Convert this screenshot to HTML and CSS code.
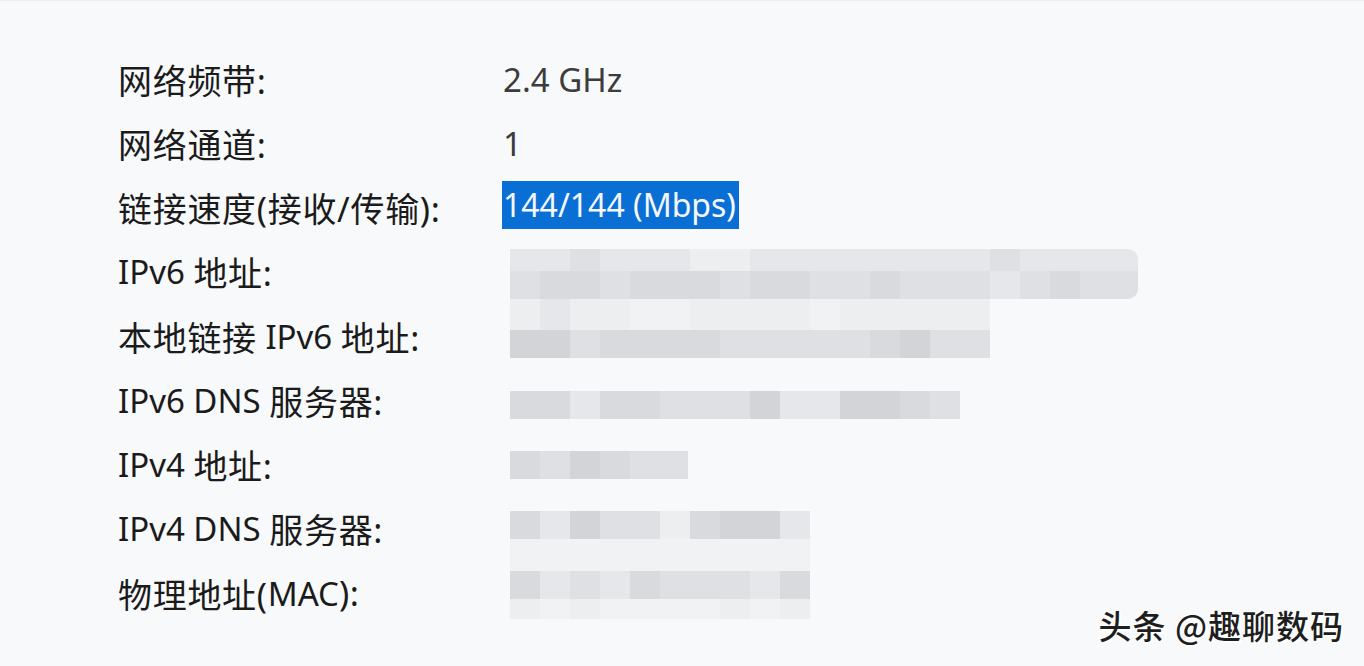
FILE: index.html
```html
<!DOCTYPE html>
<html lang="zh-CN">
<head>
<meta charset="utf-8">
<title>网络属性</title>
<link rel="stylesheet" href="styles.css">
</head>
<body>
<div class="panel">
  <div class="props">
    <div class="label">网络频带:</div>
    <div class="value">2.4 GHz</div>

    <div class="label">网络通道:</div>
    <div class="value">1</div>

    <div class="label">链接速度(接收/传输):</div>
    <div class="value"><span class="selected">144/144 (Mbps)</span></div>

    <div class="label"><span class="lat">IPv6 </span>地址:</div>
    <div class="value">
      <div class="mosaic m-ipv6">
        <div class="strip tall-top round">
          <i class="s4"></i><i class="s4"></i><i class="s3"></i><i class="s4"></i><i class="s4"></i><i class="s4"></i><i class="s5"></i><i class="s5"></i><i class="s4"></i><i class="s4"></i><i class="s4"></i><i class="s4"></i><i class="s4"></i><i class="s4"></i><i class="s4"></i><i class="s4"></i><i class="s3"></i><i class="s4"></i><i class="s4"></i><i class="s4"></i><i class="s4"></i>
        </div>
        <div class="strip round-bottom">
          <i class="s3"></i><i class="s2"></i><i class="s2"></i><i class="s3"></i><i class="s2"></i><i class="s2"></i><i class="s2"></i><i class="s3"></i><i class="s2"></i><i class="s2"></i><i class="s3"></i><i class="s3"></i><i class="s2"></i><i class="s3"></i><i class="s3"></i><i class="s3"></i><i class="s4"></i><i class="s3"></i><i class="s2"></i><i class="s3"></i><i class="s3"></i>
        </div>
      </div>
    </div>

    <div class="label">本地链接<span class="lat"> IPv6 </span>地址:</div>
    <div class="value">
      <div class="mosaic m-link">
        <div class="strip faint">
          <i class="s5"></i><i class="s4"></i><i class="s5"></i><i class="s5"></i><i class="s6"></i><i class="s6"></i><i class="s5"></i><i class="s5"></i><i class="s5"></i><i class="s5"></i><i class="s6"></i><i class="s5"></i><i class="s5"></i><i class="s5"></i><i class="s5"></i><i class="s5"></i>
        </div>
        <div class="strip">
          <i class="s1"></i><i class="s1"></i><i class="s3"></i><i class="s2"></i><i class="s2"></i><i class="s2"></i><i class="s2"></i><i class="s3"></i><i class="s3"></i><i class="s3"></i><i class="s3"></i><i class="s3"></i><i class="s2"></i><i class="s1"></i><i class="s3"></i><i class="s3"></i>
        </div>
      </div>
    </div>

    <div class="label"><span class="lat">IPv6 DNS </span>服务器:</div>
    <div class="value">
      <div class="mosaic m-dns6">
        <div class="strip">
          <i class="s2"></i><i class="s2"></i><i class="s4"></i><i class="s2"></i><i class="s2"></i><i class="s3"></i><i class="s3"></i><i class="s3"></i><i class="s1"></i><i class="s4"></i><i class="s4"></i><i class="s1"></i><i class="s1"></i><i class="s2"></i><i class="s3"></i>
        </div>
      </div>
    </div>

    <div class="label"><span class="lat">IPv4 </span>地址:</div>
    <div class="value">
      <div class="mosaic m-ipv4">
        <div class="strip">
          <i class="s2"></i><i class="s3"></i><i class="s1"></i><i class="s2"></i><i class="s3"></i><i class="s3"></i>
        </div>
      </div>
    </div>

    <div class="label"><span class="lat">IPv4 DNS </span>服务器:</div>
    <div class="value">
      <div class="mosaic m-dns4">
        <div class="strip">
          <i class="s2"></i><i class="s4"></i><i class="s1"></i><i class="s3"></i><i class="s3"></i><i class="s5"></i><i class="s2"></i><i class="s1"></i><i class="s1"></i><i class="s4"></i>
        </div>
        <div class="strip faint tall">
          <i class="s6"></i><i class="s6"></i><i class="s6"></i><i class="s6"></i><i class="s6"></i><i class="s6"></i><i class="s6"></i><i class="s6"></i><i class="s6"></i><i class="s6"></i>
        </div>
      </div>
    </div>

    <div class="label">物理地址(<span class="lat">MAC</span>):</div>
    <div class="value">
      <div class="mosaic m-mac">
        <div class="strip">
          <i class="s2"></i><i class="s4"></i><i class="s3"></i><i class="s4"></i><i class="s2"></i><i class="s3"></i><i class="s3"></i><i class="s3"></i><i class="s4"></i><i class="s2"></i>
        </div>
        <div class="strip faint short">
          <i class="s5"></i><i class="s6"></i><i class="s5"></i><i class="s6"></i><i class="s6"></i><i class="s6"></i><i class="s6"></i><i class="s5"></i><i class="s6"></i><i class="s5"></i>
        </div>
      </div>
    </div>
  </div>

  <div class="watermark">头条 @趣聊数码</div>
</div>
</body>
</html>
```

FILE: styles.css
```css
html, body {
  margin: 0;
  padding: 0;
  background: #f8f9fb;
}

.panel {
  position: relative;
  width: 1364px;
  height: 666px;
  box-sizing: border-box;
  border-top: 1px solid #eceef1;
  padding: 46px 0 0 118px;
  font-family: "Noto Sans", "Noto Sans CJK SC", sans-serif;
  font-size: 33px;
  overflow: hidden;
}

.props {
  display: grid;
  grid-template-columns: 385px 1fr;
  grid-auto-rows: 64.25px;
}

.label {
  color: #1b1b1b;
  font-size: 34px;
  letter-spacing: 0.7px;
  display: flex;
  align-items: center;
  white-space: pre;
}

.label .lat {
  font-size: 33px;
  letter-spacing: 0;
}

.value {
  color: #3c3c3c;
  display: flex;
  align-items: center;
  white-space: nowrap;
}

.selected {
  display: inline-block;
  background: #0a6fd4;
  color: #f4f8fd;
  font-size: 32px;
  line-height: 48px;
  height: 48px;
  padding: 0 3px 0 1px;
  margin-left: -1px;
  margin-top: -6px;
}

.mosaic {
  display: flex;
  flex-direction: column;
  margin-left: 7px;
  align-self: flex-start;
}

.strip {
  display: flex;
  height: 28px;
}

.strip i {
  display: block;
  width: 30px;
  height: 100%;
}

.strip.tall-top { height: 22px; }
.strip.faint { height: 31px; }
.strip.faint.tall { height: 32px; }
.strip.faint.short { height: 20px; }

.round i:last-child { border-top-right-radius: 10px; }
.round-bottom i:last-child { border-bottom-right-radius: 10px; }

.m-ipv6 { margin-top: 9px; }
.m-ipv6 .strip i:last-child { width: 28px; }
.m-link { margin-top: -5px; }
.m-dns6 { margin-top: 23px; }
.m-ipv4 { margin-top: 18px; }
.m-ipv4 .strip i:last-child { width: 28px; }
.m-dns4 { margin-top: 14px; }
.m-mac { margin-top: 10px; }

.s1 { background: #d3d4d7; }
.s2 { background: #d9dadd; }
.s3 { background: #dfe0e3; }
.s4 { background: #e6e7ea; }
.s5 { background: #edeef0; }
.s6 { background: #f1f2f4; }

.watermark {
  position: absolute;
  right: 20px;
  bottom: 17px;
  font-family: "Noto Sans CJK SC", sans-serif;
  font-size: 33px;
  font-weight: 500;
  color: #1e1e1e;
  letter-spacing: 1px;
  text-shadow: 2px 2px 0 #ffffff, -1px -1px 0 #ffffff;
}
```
.....
## WHAT TO WORK ON
Repeat the lines above exactly, and keep every picture out.

## OUTPUT FOR THIS TASK
Convert this screenshot to HTML and CSS code.
FILE: index.html
```html
<!DOCTYPE html>
<html lang="zh-CN">
<head>
<meta charset="utf-8">
<title>网络属性</title>
<link rel="stylesheet" href="styles.css">
</head>
<body>
<div class="panel">
  <div class="props">
    <div class="label">网络频带:</div>
    <div class="value">2.4 GHz</div>

    <div class="label">网络通道:</div>
    <div class="value">1</div>

    <div class="label">链接速度(接收/传输):</div>
    <div class="value"><span class="selected">144/144 (Mbps)</span></div>

    <div class="label"><span class="lat">IPv6 </span>地址:</div>
    <div class="value">
      <div class="mosaic m-ipv6">
        <div class="strip tall-top round">
          <i class="s4"></i><i class="s4"></i><i class="s3"></i><i class="s4"></i><i class="s4"></i><i class="s4"></i><i class="s5"></i><i class="s5"></i><i class="s4"></i><i class="s4"></i><i class="s4"></i><i class="s4"></i><i class="s4"></i><i class="s4"></i><i class="s4"></i><i class="s4"></i><i class="s3"></i><i class="s4"></i><i class="s4"></i><i class="s4"></i><i class="s4"></i>
        </div>
        <div class="strip round-bottom">
          <i class="s3"></i><i class="s2"></i><i class="s2"></i><i class="s3"></i><i class="s2"></i><i class="s2"></i><i class="s2"></i><i class="s3"></i><i class="s2"></i><i class="s2"></i><i class="s3"></i><i class="s3"></i><i class="s2"></i><i class="s3"></i><i class="s3"></i><i class="s3"></i><i class="s4"></i><i class="s3"></i><i class="s2"></i><i class="s3"></i><i class="s3"></i>
        </div>
      </div>
    </div>

    <div class="label">本地链接<span class="lat"> IPv6 </span>地址:</div>
    <div class="value">
      <div class="mosaic m-link">
        <div class="strip faint">
          <i class="s5"></i><i class="s4"></i><i class="s5"></i><i class="s5"></i><i class="s6"></i><i class="s6"></i><i class="s5"></i><i class="s5"></i><i class="s5"></i><i class="s5"></i><i class="s6"></i><i class="s5"></i><i class="s5"></i><i class="s5"></i><i class="s5"></i><i class="s5"></i>
        </div>
        <div class="strip">
          <i class="s1"></i><i class="s1"></i><i class="s3"></i><i class="s2"></i><i class="s2"></i><i class="s2"></i><i class="s2"></i><i class="s3"></i><i class="s3"></i><i class="s3"></i><i class="s3"></i><i class="s3"></i><i class="s2"></i><i class="s1"></i><i class="s3"></i><i class="s3"></i>
        </div>
      </div>
    </div>

    <div class="label"><span class="lat">IPv6 DNS </span>服务器:</div>
    <div class="value">
      <div class="mosaic m-dns6">
        <div class="strip">
          <i class="s2"></i><i class="s2"></i><i class="s4"></i><i class="s2"></i><i class="s2"></i><i class="s3"></i><i class="s3"></i><i class="s3"></i><i class="s1"></i><i class="s4"></i><i class="s4"></i><i class="s1"></i><i class="s1"></i><i class="s2"></i><i class="s3"></i>
        </div>
      </div>
    </div>

    <div class="label"><span class="lat">IPv4 </span>地址:</div>
    <div class="value">
      <div class="mosaic m-ipv4">
        <div class="strip">
          <i class="s2"></i><i class="s3"></i><i class="s1"></i><i class="s2"></i><i class="s3"></i><i class="s3"></i>
        </div>
      </div>
    </div>

    <div class="label"><span class="lat">IPv4 DNS </span>服务器:</div>
    <div class="value">
      <div class="mosaic m-dns4">
        <div class="strip">
          <i class="s2"></i><i class="s4"></i><i class="s1"></i><i class="s3"></i><i class="s3"></i><i class="s5"></i><i class="s2"></i><i class="s1"></i><i class="s1"></i><i class="s4"></i>
        </div>
        <div class="strip faint tall">
          <i class="s6"></i><i class="s6"></i><i class="s6"></i><i class="s6"></i><i class="s6"></i><i class="s6"></i><i class="s6"></i><i class="s6"></i><i class="s6"></i><i class="s6"></i>
        </div>
      </div>
    </div>

    <div class="label">物理地址(<span class="lat">MAC</span>):</div>
    <div class="value">
      <div class="mosaic m-mac">
        <div class="strip">
          <i class="s2"></i><i class="s4"></i><i class="s3"></i><i class="s4"></i><i class="s2"></i><i class="s3"></i><i class="s3"></i><i class="s3"></i><i class="s4"></i><i class="s2"></i>
        </div>
        <div class="strip faint short">
          <i class="s5"></i><i class="s6"></i><i class="s5"></i><i class="s6"></i><i class="s6"></i><i class="s6"></i><i class="s6"></i><i class="s5"></i><i class="s6"></i><i class="s5"></i>
        </div>
      </div>
    </div>
  </div>

  <div class="watermark">头条 @趣聊数码</div>
</div>
</body>
</html>
```

FILE: styles.css
```css
html, body {
  margin: 0;
  padding: 0;
  background: #f8f9fb;
}

.panel {
  position: relative;
  width: 1364px;
  height: 666px;
  box-sizing: border-box;
  border-top: 1px solid #eceef1;
  padding: 46px 0 0 118px;
  font-family: "Noto Sans", "Noto Sans CJK SC", sans-serif;
  font-size: 33px;
  overflow: hidden;
}

.props {
  display: grid;
  grid-template-columns: 385px 1fr;
  grid-auto-rows: 64.25px;
}

.label {
  color: #1b1b1b;
  font-size: 34px;
  letter-spacing: 0.7px;
  display: flex;
  align-items: center;
  white-space: pre;
}

.label .lat {
  font-size: 33px;
  letter-spacing: 0;
}

.value {
  color: #3c3c3c;
  display: flex;
  align-items: center;
  white-space: nowrap;
}

.selected {
  display: inline-block;
  background: #0a6fd4;
  color: #f4f8fd;
  font-size: 32px;
  line-height: 48px;
  height: 48px;
  padding: 0 3px 0 1px;
  margin-left: -1px;
  margin-top: -6px;
}

.mosaic {
  display: flex;
  flex-direction: column;
  margin-left: 7px;
  align-self: flex-start;
}

.strip {
  display: flex;
  height: 28px;
}

.strip i {
  display: block;
  width: 30px;
  height: 100%;
}

.strip.tall-top { height: 22px; }
.strip.faint { height: 31px; }
.strip.faint.tall { height: 32px; }
.strip.faint.short { height: 20px; }

.round i:last-child { border-top-right-radius: 10px; }
.round-bottom i:last-child { border-bottom-right-radius: 10px; }

.m-ipv6 { margin-top: 9px; }
.m-ipv6 .strip i:last-child { width: 28px; }
.m-link { margin-top: -5px; }
.m-dns6 { margin-top: 23px; }
.m-ipv4 { margin-top: 18px; }
.m-ipv4 .strip i:last-child { width: 28px; }
.m-dns4 { margin-top: 14px; }
.m-mac { margin-top: 10px; }

.s1 { background: #d3d4d7; }
.s2 { background: #d9dadd; }
.s3 { background: #dfe0e3; }
.s4 { background: #e6e7ea; }
.s5 { background: #edeef0; }
.s6 { background: #f1f2f4; }

.watermark {
  position: absolute;
  right: 20px;
  bottom: 17px;
  font-family: "Noto Sans CJK SC", sans-serif;
  font-size: 33px;
  font-weight: 500;
  color: #1e1e1e;
  letter-spacing: 1px;
  text-shadow: 2px 2px 0 #ffffff, -1px -1px 0 #ffffff;
}
```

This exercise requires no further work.